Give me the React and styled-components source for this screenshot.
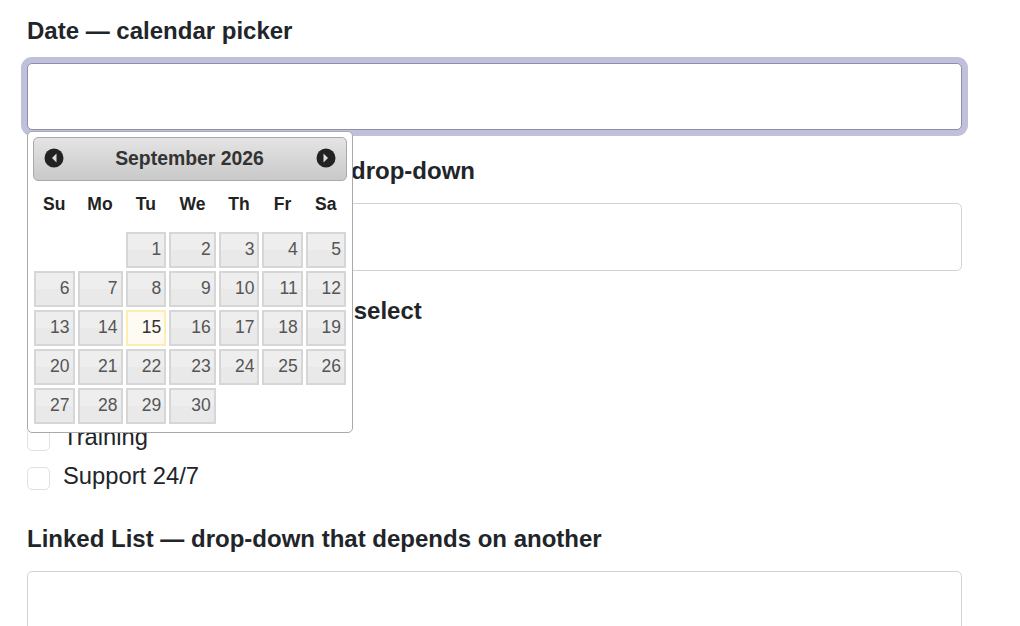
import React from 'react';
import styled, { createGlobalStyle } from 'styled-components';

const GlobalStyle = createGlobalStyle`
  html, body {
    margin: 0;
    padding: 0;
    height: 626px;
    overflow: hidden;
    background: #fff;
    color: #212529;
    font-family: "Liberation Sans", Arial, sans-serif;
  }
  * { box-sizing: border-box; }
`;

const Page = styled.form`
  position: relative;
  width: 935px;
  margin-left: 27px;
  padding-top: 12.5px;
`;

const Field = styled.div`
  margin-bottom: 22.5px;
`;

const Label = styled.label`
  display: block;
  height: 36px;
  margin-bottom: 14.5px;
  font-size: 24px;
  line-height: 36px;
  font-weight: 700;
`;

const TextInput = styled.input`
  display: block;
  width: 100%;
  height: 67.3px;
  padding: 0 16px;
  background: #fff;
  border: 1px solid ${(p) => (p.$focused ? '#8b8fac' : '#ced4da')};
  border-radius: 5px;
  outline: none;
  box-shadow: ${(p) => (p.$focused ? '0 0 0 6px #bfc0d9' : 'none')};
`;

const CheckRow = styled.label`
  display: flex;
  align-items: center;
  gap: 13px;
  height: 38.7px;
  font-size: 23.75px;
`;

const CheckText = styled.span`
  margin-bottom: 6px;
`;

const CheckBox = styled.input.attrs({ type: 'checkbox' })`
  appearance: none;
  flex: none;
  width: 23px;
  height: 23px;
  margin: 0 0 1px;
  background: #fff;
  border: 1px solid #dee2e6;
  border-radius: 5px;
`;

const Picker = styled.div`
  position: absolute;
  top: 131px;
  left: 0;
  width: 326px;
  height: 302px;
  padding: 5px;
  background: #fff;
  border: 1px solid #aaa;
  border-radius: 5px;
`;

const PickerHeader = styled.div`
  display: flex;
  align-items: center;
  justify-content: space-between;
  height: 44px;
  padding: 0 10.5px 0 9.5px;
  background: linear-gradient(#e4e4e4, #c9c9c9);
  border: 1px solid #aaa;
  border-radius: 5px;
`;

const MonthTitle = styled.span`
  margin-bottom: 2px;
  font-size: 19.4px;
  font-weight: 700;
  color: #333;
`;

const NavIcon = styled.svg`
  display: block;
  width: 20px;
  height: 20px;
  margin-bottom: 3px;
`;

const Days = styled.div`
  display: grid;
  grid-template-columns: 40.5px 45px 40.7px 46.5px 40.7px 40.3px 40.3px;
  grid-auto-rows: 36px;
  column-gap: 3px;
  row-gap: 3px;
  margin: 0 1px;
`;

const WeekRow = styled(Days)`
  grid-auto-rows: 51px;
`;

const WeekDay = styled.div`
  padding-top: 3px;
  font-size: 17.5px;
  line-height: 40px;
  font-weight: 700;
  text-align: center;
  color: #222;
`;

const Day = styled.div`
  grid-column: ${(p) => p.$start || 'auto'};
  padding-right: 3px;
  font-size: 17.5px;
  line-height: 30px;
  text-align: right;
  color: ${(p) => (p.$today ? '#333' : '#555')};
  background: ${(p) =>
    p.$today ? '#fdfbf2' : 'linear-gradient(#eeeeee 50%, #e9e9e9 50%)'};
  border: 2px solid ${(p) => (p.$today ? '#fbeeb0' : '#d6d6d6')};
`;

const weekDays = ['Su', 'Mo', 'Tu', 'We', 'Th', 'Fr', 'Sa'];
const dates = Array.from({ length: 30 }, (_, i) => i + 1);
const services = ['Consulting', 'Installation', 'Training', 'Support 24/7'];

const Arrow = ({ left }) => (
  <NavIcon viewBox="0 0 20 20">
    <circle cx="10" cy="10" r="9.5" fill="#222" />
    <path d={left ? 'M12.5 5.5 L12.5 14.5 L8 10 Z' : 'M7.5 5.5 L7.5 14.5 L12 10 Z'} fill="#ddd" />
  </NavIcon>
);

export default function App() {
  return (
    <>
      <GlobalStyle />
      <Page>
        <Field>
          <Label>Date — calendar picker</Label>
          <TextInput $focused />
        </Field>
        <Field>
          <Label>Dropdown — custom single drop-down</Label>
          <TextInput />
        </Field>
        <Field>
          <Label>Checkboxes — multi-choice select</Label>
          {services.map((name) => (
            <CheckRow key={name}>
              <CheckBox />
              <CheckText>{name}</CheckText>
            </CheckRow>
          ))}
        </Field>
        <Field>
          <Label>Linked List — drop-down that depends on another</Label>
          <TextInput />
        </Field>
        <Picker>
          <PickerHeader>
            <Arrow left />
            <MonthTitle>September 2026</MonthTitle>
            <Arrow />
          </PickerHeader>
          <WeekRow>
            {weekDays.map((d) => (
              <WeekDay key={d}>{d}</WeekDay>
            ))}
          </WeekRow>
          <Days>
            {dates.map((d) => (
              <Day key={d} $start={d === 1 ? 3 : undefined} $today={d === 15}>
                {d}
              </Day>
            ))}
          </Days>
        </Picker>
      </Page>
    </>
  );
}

## WHAT YOU WILL DO
Write out the full listing verbatim, excluding its pictures.

## TASK RESULT
Give me the React and styled-components source for this screenshot.
import React from 'react';
import styled, { createGlobalStyle } from 'styled-components';

const GlobalStyle = createGlobalStyle`
  html, body {
    margin: 0;
    padding: 0;
    height: 626px;
    overflow: hidden;
    background: #fff;
    color: #212529;
    font-family: "Liberation Sans", Arial, sans-serif;
  }
  * { box-sizing: border-box; }
`;

const Page = styled.form`
  position: relative;
  width: 935px;
  margin-left: 27px;
  padding-top: 12.5px;
`;

const Field = styled.div`
  margin-bottom: 22.5px;
`;

const Label = styled.label`
  display: block;
  height: 36px;
  margin-bottom: 14.5px;
  font-size: 24px;
  line-height: 36px;
  font-weight: 700;
`;

const TextInput = styled.input`
  display: block;
  width: 100%;
  height: 67.3px;
  padding: 0 16px;
  background: #fff;
  border: 1px solid ${(p) => (p.$focused ? '#8b8fac' : '#ced4da')};
  border-radius: 5px;
  outline: none;
  box-shadow: ${(p) => (p.$focused ? '0 0 0 6px #bfc0d9' : 'none')};
`;

const CheckRow = styled.label`
  display: flex;
  align-items: center;
  gap: 13px;
  height: 38.7px;
  font-size: 23.75px;
`;

const CheckText = styled.span`
  margin-bottom: 6px;
`;

const CheckBox = styled.input.attrs({ type: 'checkbox' })`
  appearance: none;
  flex: none;
  width: 23px;
  height: 23px;
  margin: 0 0 1px;
  background: #fff;
  border: 1px solid #dee2e6;
  border-radius: 5px;
`;

const Picker = styled.div`
  position: absolute;
  top: 131px;
  left: 0;
  width: 326px;
  height: 302px;
  padding: 5px;
  background: #fff;
  border: 1px solid #aaa;
  border-radius: 5px;
`;

const PickerHeader = styled.div`
  display: flex;
  align-items: center;
  justify-content: space-between;
  height: 44px;
  padding: 0 10.5px 0 9.5px;
  background: linear-gradient(#e4e4e4, #c9c9c9);
  border: 1px solid #aaa;
  border-radius: 5px;
`;

const MonthTitle = styled.span`
  margin-bottom: 2px;
  font-size: 19.4px;
  font-weight: 700;
  color: #333;
`;

const NavIcon = styled.svg`
  display: block;
  width: 20px;
  height: 20px;
  margin-bottom: 3px;
`;

const Days = styled.div`
  display: grid;
  grid-template-columns: 40.5px 45px 40.7px 46.5px 40.7px 40.3px 40.3px;
  grid-auto-rows: 36px;
  column-gap: 3px;
  row-gap: 3px;
  margin: 0 1px;
`;

const WeekRow = styled(Days)`
  grid-auto-rows: 51px;
`;

const WeekDay = styled.div`
  padding-top: 3px;
  font-size: 17.5px;
  line-height: 40px;
  font-weight: 700;
  text-align: center;
  color: #222;
`;

const Day = styled.div`
  grid-column: ${(p) => p.$start || 'auto'};
  padding-right: 3px;
  font-size: 17.5px;
  line-height: 30px;
  text-align: right;
  color: ${(p) => (p.$today ? '#333' : '#555')};
  background: ${(p) =>
    p.$today ? '#fdfbf2' : 'linear-gradient(#eeeeee 50%, #e9e9e9 50%)'};
  border: 2px solid ${(p) => (p.$today ? '#fbeeb0' : '#d6d6d6')};
`;

const weekDays = ['Su', 'Mo', 'Tu', 'We', 'Th', 'Fr', 'Sa'];
const dates = Array.from({ length: 30 }, (_, i) => i + 1);
const services = ['Consulting', 'Installation', 'Training', 'Support 24/7'];

const Arrow = ({ left }) => (
  <NavIcon viewBox="0 0 20 20">
    <circle cx="10" cy="10" r="9.5" fill="#222" />
    <path d={left ? 'M12.5 5.5 L12.5 14.5 L8 10 Z' : 'M7.5 5.5 L7.5 14.5 L12 10 Z'} fill="#ddd" />
  </NavIcon>
);

export default function App() {
  return (
    <>
      <GlobalStyle />
      <Page>
        <Field>
          <Label>Date — calendar picker</Label>
          <TextInput $focused />
        </Field>
        <Field>
          <Label>Dropdown — custom single drop-down</Label>
          <TextInput />
        </Field>
        <Field>
          <Label>Checkboxes — multi-choice select</Label>
          {services.map((name) => (
            <CheckRow key={name}>
              <CheckBox />
              <CheckText>{name}</CheckText>
            </CheckRow>
          ))}
        </Field>
        <Field>
          <Label>Linked List — drop-down that depends on another</Label>
          <TextInput />
        </Field>
        <Picker>
          <PickerHeader>
            <Arrow left />
            <MonthTitle>September 2026</MonthTitle>
            <Arrow />
          </PickerHeader>
          <WeekRow>
            {weekDays.map((d) => (
              <WeekDay key={d}>{d}</WeekDay>
            ))}
          </WeekRow>
          <Days>
            {dates.map((d) => (
              <Day key={d} $start={d === 1 ? 3 : undefined} $today={d === 15}>
                {d}
              </Day>
            ))}
          </Days>
        </Picker>
      </Page>
    </>
  );
}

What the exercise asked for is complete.